Data lines
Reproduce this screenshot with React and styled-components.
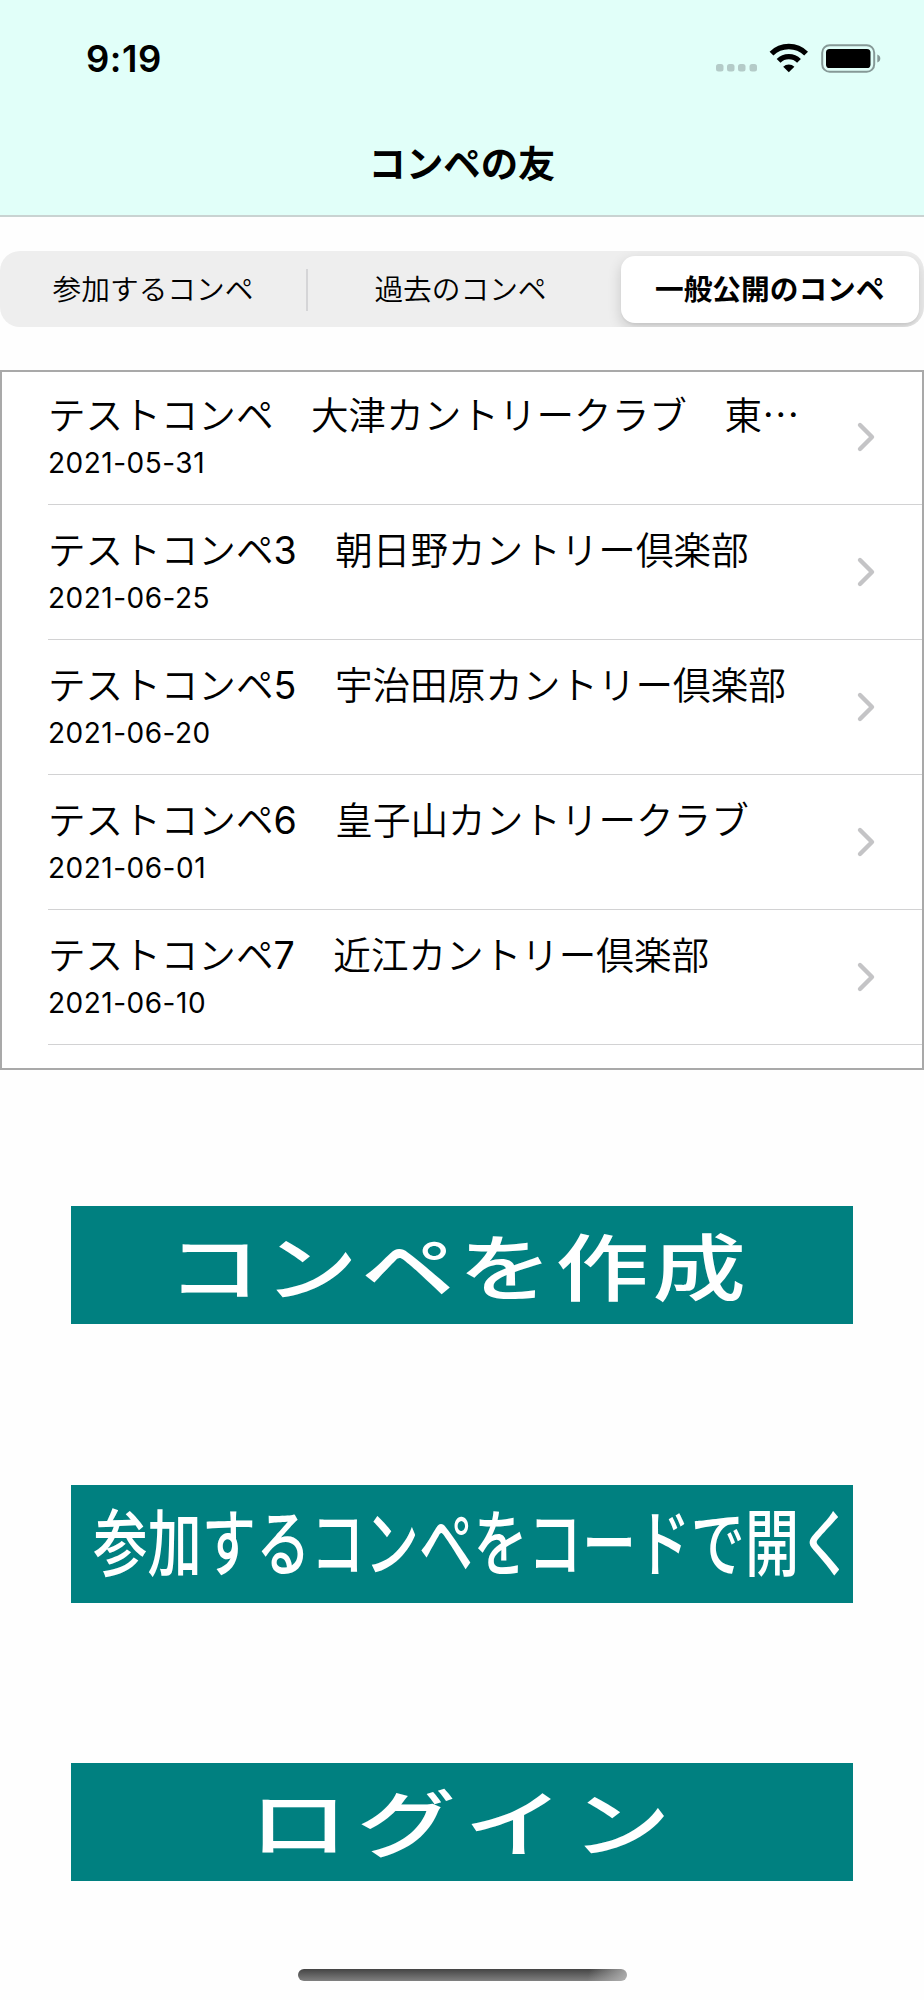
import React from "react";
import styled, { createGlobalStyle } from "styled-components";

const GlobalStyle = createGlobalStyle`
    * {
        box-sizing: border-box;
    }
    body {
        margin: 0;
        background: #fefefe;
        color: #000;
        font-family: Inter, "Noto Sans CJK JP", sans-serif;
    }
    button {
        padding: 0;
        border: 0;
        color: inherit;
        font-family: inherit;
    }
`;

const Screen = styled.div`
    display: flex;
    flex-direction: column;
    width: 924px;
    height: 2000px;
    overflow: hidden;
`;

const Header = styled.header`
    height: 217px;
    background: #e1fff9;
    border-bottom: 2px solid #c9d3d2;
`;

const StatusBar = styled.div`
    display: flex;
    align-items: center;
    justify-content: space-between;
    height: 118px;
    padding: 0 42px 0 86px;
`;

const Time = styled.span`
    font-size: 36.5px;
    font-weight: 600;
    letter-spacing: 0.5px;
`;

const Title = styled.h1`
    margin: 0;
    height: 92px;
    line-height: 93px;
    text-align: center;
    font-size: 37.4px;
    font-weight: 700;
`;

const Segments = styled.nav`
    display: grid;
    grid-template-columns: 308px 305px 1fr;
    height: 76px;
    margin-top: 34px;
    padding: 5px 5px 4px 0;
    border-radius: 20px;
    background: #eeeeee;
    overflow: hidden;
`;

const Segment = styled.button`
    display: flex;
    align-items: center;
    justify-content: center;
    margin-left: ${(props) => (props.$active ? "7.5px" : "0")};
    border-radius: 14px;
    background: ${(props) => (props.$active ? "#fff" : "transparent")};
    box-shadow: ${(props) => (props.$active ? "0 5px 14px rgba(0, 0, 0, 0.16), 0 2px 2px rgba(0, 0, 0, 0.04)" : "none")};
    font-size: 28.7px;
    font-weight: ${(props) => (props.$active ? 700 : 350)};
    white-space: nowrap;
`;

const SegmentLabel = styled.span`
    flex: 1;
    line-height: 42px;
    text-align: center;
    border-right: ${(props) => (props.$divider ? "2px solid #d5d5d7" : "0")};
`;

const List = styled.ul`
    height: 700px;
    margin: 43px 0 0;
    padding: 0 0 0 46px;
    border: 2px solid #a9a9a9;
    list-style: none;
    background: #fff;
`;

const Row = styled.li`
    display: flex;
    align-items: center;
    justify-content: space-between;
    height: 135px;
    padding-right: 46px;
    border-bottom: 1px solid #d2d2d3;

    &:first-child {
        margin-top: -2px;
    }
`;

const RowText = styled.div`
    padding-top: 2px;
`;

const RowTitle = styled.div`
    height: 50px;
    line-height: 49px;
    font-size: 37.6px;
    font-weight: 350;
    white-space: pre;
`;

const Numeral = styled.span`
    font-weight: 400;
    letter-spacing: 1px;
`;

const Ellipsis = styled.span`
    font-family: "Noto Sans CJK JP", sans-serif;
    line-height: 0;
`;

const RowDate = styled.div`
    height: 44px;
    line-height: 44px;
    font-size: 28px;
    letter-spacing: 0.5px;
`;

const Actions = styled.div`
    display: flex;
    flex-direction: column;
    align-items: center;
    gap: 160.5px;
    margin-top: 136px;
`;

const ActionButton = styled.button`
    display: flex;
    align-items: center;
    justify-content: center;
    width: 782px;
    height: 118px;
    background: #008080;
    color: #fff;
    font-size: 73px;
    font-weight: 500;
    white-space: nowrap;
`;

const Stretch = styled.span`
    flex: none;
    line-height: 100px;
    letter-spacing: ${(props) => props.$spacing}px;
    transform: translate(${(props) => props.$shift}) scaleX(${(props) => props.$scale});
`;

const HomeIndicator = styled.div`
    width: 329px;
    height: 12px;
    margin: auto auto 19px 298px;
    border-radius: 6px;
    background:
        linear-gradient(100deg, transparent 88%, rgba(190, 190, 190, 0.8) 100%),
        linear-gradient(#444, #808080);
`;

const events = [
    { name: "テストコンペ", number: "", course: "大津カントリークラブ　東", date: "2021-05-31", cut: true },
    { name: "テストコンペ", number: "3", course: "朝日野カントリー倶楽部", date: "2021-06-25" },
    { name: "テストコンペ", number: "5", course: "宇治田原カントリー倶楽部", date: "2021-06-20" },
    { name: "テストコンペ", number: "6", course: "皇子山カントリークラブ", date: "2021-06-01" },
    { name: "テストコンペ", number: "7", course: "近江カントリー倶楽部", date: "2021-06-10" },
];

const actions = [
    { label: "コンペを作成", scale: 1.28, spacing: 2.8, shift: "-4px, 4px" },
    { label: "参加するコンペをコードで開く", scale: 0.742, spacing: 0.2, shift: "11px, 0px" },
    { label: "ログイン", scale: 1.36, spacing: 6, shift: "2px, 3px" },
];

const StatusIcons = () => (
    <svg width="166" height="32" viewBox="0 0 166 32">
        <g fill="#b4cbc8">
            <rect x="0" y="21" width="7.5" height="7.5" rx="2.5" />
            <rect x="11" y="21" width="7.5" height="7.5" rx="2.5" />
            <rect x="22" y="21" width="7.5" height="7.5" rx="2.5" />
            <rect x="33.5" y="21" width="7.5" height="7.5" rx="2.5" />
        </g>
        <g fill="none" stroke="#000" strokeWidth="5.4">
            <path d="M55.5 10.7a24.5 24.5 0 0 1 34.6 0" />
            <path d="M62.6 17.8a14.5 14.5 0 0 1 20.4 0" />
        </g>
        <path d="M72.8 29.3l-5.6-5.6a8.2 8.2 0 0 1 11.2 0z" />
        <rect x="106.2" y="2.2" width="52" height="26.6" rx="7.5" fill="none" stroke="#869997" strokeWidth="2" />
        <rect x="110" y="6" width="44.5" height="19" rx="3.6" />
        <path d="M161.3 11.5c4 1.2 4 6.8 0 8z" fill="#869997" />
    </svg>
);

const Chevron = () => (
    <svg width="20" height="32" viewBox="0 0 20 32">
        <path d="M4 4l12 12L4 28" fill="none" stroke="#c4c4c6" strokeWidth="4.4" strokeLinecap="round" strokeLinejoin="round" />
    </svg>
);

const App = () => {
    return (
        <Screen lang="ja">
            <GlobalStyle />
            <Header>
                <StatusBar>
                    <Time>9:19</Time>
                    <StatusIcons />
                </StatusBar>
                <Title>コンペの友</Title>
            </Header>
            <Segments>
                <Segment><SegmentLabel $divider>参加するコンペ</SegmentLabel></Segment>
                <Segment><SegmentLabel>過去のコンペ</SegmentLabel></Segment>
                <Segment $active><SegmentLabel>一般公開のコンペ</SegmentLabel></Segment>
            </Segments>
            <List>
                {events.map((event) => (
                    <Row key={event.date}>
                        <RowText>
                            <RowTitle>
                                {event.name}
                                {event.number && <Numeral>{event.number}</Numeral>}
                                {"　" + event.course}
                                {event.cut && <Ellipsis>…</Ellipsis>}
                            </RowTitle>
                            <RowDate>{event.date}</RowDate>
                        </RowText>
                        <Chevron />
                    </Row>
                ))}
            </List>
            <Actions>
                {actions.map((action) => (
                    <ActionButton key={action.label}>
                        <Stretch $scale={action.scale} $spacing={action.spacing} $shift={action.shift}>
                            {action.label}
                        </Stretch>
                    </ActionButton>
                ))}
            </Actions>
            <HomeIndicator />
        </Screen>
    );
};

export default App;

Task description
All of the material above is to be copied exactly, except for its images.

Solved problem
Reproduce this screenshot with React and styled-components.
import React from "react";
import styled, { createGlobalStyle } from "styled-components";

const GlobalStyle = createGlobalStyle`
    * {
        box-sizing: border-box;
    }
    body {
        margin: 0;
        background: #fefefe;
        color: #000;
        font-family: Inter, "Noto Sans CJK JP", sans-serif;
    }
    button {
        padding: 0;
        border: 0;
        color: inherit;
        font-family: inherit;
    }
`;

const Screen = styled.div`
    display: flex;
    flex-direction: column;
    width: 924px;
    height: 2000px;
    overflow: hidden;
`;

const Header = styled.header`
    height: 217px;
    background: #e1fff9;
    border-bottom: 2px solid #c9d3d2;
`;

const StatusBar = styled.div`
    display: flex;
    align-items: center;
    justify-content: space-between;
    height: 118px;
    padding: 0 42px 0 86px;
`;

const Time = styled.span`
    font-size: 36.5px;
    font-weight: 600;
    letter-spacing: 0.5px;
`;

const Title = styled.h1`
    margin: 0;
    height: 92px;
    line-height: 93px;
    text-align: center;
    font-size: 37.4px;
    font-weight: 700;
`;

const Segments = styled.nav`
    display: grid;
    grid-template-columns: 308px 305px 1fr;
    height: 76px;
    margin-top: 34px;
    padding: 5px 5px 4px 0;
    border-radius: 20px;
    background: #eeeeee;
    overflow: hidden;
`;

const Segment = styled.button`
    display: flex;
    align-items: center;
    justify-content: center;
    margin-left: ${(props) => (props.$active ? "7.5px" : "0")};
    border-radius: 14px;
    background: ${(props) => (props.$active ? "#fff" : "transparent")};
    box-shadow: ${(props) => (props.$active ? "0 5px 14px rgba(0, 0, 0, 0.16), 0 2px 2px rgba(0, 0, 0, 0.04)" : "none")};
    font-size: 28.7px;
    font-weight: ${(props) => (props.$active ? 700 : 350)};
    white-space: nowrap;
`;

const SegmentLabel = styled.span`
    flex: 1;
    line-height: 42px;
    text-align: center;
    border-right: ${(props) => (props.$divider ? "2px solid #d5d5d7" : "0")};
`;

const List = styled.ul`
    height: 700px;
    margin: 43px 0 0;
    padding: 0 0 0 46px;
    border: 2px solid #a9a9a9;
    list-style: none;
    background: #fff;
`;

const Row = styled.li`
    display: flex;
    align-items: center;
    justify-content: space-between;
    height: 135px;
    padding-right: 46px;
    border-bottom: 1px solid #d2d2d3;

    &:first-child {
        margin-top: -2px;
    }
`;

const RowText = styled.div`
    padding-top: 2px;
`;

const RowTitle = styled.div`
    height: 50px;
    line-height: 49px;
    font-size: 37.6px;
    font-weight: 350;
    white-space: pre;
`;

const Numeral = styled.span`
    font-weight: 400;
    letter-spacing: 1px;
`;

const Ellipsis = styled.span`
    font-family: "Noto Sans CJK JP", sans-serif;
    line-height: 0;
`;

const RowDate = styled.div`
    height: 44px;
    line-height: 44px;
    font-size: 28px;
    letter-spacing: 0.5px;
`;

const Actions = styled.div`
    display: flex;
    flex-direction: column;
    align-items: center;
    gap: 160.5px;
    margin-top: 136px;
`;

const ActionButton = styled.button`
    display: flex;
    align-items: center;
    justify-content: center;
    width: 782px;
    height: 118px;
    background: #008080;
    color: #fff;
    font-size: 73px;
    font-weight: 500;
    white-space: nowrap;
`;

const Stretch = styled.span`
    flex: none;
    line-height: 100px;
    letter-spacing: ${(props) => props.$spacing}px;
    transform: translate(${(props) => props.$shift}) scaleX(${(props) => props.$scale});
`;

const HomeIndicator = styled.div`
    width: 329px;
    height: 12px;
    margin: auto auto 19px 298px;
    border-radius: 6px;
    background:
        linear-gradient(100deg, transparent 88%, rgba(190, 190, 190, 0.8) 100%),
        linear-gradient(#444, #808080);
`;

const events = [
    { name: "テストコンペ", number: "", course: "大津カントリークラブ　東", date: "2021-05-31", cut: true },
    { name: "テストコンペ", number: "3", course: "朝日野カントリー倶楽部", date: "2021-06-25" },
    { name: "テストコンペ", number: "5", course: "宇治田原カントリー倶楽部", date: "2021-06-20" },
    { name: "テストコンペ", number: "6", course: "皇子山カントリークラブ", date: "2021-06-01" },
    { name: "テストコンペ", number: "7", course: "近江カントリー倶楽部", date: "2021-06-10" },
];

const actions = [
    { label: "コンペを作成", scale: 1.28, spacing: 2.8, shift: "-4px, 4px" },
    { label: "参加するコンペをコードで開く", scale: 0.742, spacing: 0.2, shift: "11px, 0px" },
    { label: "ログイン", scale: 1.36, spacing: 6, shift: "2px, 3px" },
];

const StatusIcons = () => (
    <svg width="166" height="32" viewBox="0 0 166 32">
        <g fill="#b4cbc8">
            <rect x="0" y="21" width="7.5" height="7.5" rx="2.5" />
            <rect x="11" y="21" width="7.5" height="7.5" rx="2.5" />
            <rect x="22" y="21" width="7.5" height="7.5" rx="2.5" />
            <rect x="33.5" y="21" width="7.5" height="7.5" rx="2.5" />
        </g>
        <g fill="none" stroke="#000" strokeWidth="5.4">
            <path d="M55.5 10.7a24.5 24.5 0 0 1 34.6 0" />
            <path d="M62.6 17.8a14.5 14.5 0 0 1 20.4 0" />
        </g>
        <path d="M72.8 29.3l-5.6-5.6a8.2 8.2 0 0 1 11.2 0z" />
        <rect x="106.2" y="2.2" width="52" height="26.6" rx="7.5" fill="none" stroke="#869997" strokeWidth="2" />
        <rect x="110" y="6" width="44.5" height="19" rx="3.6" />
        <path d="M161.3 11.5c4 1.2 4 6.8 0 8z" fill="#869997" />
    </svg>
);

const Chevron = () => (
    <svg width="20" height="32" viewBox="0 0 20 32">
        <path d="M4 4l12 12L4 28" fill="none" stroke="#c4c4c6" strokeWidth="4.4" strokeLinecap="round" strokeLinejoin="round" />
    </svg>
);

const App = () => {
    return (
        <Screen lang="ja">
            <GlobalStyle />
            <Header>
                <StatusBar>
                    <Time>9:19</Time>
                    <StatusIcons />
                </StatusBar>
                <Title>コンペの友</Title>
            </Header>
            <Segments>
                <Segment><SegmentLabel $divider>参加するコンペ</SegmentLabel></Segment>
                <Segment><SegmentLabel>過去のコンペ</SegmentLabel></Segment>
                <Segment $active><SegmentLabel>一般公開のコンペ</SegmentLabel></Segment>
            </Segments>
            <List>
                {events.map((event) => (
                    <Row key={event.date}>
                        <RowText>
                            <RowTitle>
                                {event.name}
                                {event.number && <Numeral>{event.number}</Numeral>}
                                {"　" + event.course}
                                {event.cut && <Ellipsis>…</Ellipsis>}
                            </RowTitle>
                            <RowDate>{event.date}</RowDate>
                        </RowText>
                        <Chevron />
                    </Row>
                ))}
            </List>
            <Actions>
                {actions.map((action) => (
                    <ActionButton key={action.label}>
                        <Stretch $scale={action.scale} $spacing={action.spacing} $shift={action.shift}>
                            {action.label}
                        </Stretch>
                    </ActionButton>
                ))}
            </Actions>
            <HomeIndicator />
        </Screen>
    );
};

export default App;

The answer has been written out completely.